Así con la suave marea del atardecer anhela el corazón

al que la extensa campiña y las aguas separan

de todas las escenas queridas a las que el alma

recurre cuando el imán busca su polo.

 

Tras atracar en Fernando Po, “la mismísima abominación de la desolación”, escribió que se sentía “especialmente suicida”[358].

En el mejor poema de Burton, Kasidah, que fue escrito en parte durante esta época, se pueden ver pruebas de su tormento e indicios de su repulsa hacia las mujeres “dóciles” [359]:

 

Apenas hemos aprendido a empuñar el sable antes de que la

muñeca

se envare y enfríe:

Apenas hemos aprendido a dominar la pluma cuando el

pensamiento

y la imaginación se desvanecen de frío:

Apenas hemos encontrado el camino del amor, a hundir el

mí, a

olvidar el yo,

cuando una triste sospecha nos agarra el corazón, cuando

hombre

el hombre empieza a morir…

 

Sorbe de los labios de la doncella el rocío; arrastra la lozanía

de la frente de la virgen.

 

Así es esta felicidad corpórea por la que lucha el Hacedor a

través de lo hecho para que se conozca.

 

Lo he probado todo, lo encuentro todo tan igual, tan dócil, tan

temeroso, tan seco.

Mi garganta se despierta con el pensamiento; converso

conmigo mismo y lloro:

 

Mejor la miríada de penas y dolores que hacen al hombre

verdadero ante la hombría;

Que ésta sea la regla que guíe la vida; que éstas sean las leyes

para ti y para mí:

 

Con la ignorancia luchar una guerra eterna, para conocerte a

ti

mismo intentarlo siempre,la ignorancia de tu ignorancia es tu

más feroz enemigo, tu veneno más mortal.

 

Como hemos visto, Burton admitía que tenía “manía” por los descubrimientos.
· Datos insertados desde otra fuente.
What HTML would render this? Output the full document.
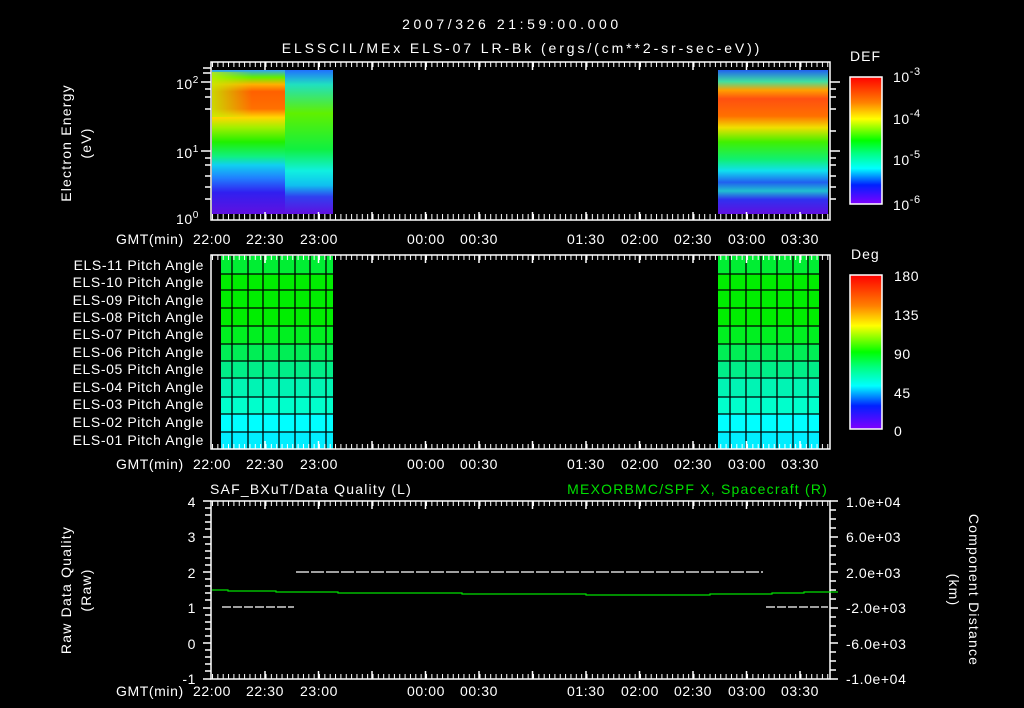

Los había buscado con y sin disfraz, y ahora los buscaba en el matrimonio, pero no había logrado saciarse y partía, una vez más, para añadir nuevas esencias a su jardín secreto, todavía hambriento de nuevas sensaciones y cada vez más desesperado porque, el conocimiento, en el mejor de los casos, sólo podía ser un pobre sustituto de las insatisfacciones del amor.